Le Seigneur, qui est toujours près de ceux qui l’invoquent, agréa le vœu en leur accordant le fruit de nature : la tzarine accoucha heureusement d’un garçon (en 1169). Ils s’en réjouirent beaucoup, et, pénétrés de reconnaissance, ils glorifiaient Dieu pour avoir daigné exaucer leurs prières. Cet enfant tant désiré, au moment d’être régénéré par le saint baptême, reçut le nom de Rastko[1], afin qu’il pût grandir dans le bien du Seigneur. Lorsqu’il fut sevré, ses parents le confièrent aux soins des savans pour lui apprendre à lire dans les livres sacrés. Il y réussit à merveille, car c’était un enfant d’une perception rapide, naturellement gai, d’une figure charmante, aimé de tout le monde et adoré de ses parents. Rien qu’à le voir on se sentait l’âme réjouie, et l’on se disait l’un à l’autre : certes, ce sera l’homme le plus éminent de son pays. À l’âge de quatorze ans, son père lui donna à gouverner une province de l’empire, et attacha à son service des hommes capables non-seulement de lui faire apprendre les choses indispensables à tout homme qui doit régner un jour, mais aussi la morale, l’amour du vrai et la miséricorde. Grâce à ces maîtres habiles, Rastko, éclairé par le Saint-Esprit, reconnut que le commencement de la vraie sagesse, c’est la crainte de Dieu.

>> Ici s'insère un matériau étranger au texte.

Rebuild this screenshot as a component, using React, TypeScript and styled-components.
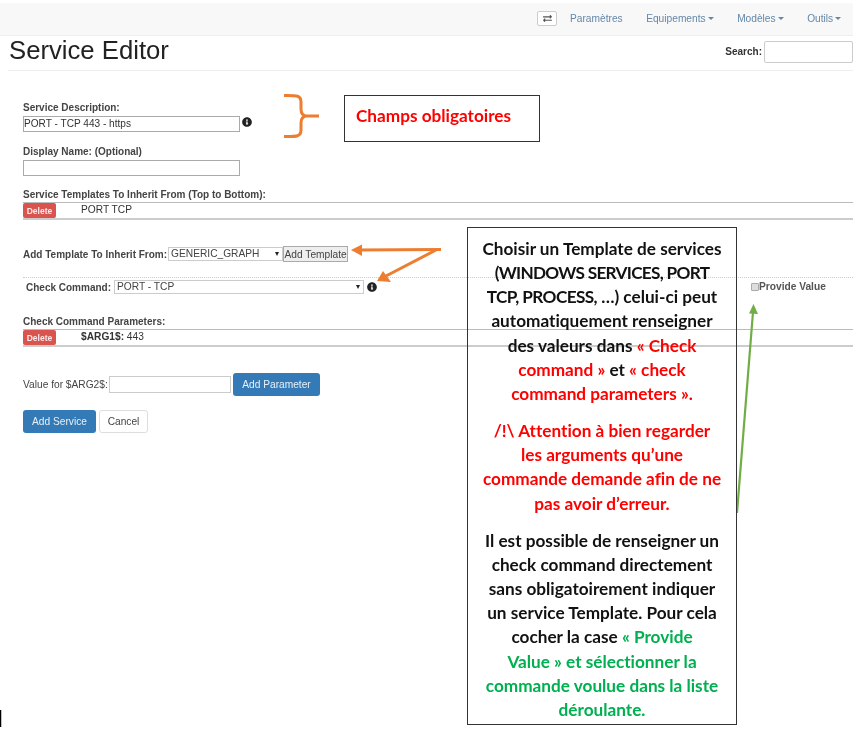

Il évitait tous ces divertissements désordonnés qui énervent l’âme et le corps, ne recherchant que Dieu, son but unique ; il y faisait converger toutes ses pensées, soit qu’il assistât aux prières dans des sanctuaires, avec tous les sentiments de dévotion, de crainte de Dieu et d’humilité, soit qu’il méditât les merveilles de la commisération du Fils de Dieu envers les hommes, soit enfin qu’il voulût y conformer sa vie, absorbé dans la contemplation de la

  1. Du verbe rasti, croître, grandir.